Another strategy is employed by migratory species that, upon reaching sub-Saharan West Africa on a southerly heading during outward migration, make a sharp Zugknick (directional shift) before continuing their journey (e.g. Gatter 1987):
– Honey Buzzards Pernis apivorus wintering in West Africa cross the Sahara and Sahel from Gibraltar head southwards on a 5°W longitude heading. Birds eventually wintering between 0 and 10°E (Ghana to eastern Nigeria) change to an eastward heading just north of the Gulf of Guinea (Vansteelant et al. 2016).
– European Rollers wintering in SW Africa use a stopover site in the eastern Sahel, but Rollers arriving in West Africa use several stopovers to cover the flight of 1500–3000 km to the east before continuing southwards (Emmenegger et al. 2014, Catry et al. 2014).

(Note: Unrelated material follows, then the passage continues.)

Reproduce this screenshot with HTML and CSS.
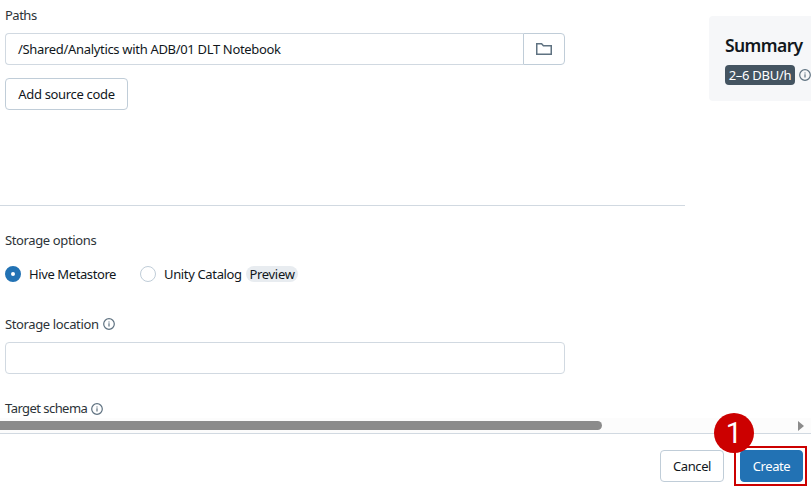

– British Common Cuckoos used flyways that resulted in crossings of the Mediterranean and Sahara either via Iberia/West Africa or Italy/central Sahel. The latter birds used prolonged stopovers in the southern Sahel before commencing migration southwards. The birds in West Africa made a directional shift upon reaching the southern Sahel, then flew another 3000 km to the east (Hewson et al. 2016). Birds from Sweden followed a similar strategy, but via the eastern Sahel (where prolonged stopovers were recorded) and then made a westward change of direction before their return to the breeding areas (Willemoes et al. 2014).
– Pallid Swift Apus pallidus from Gibraltar spent two months in the western Sahel (about 17°N) and wintered more than 700 km further south, but those that spent the winter in the Congo Basin had also moved 2500 km eastwards (Finlayson et al. 2021).
– Common Swifts Apus apus moved eastwards south of the Sahara before they continued their migration to the wintering area in the Congo Basin (Åkesson et al. 2012).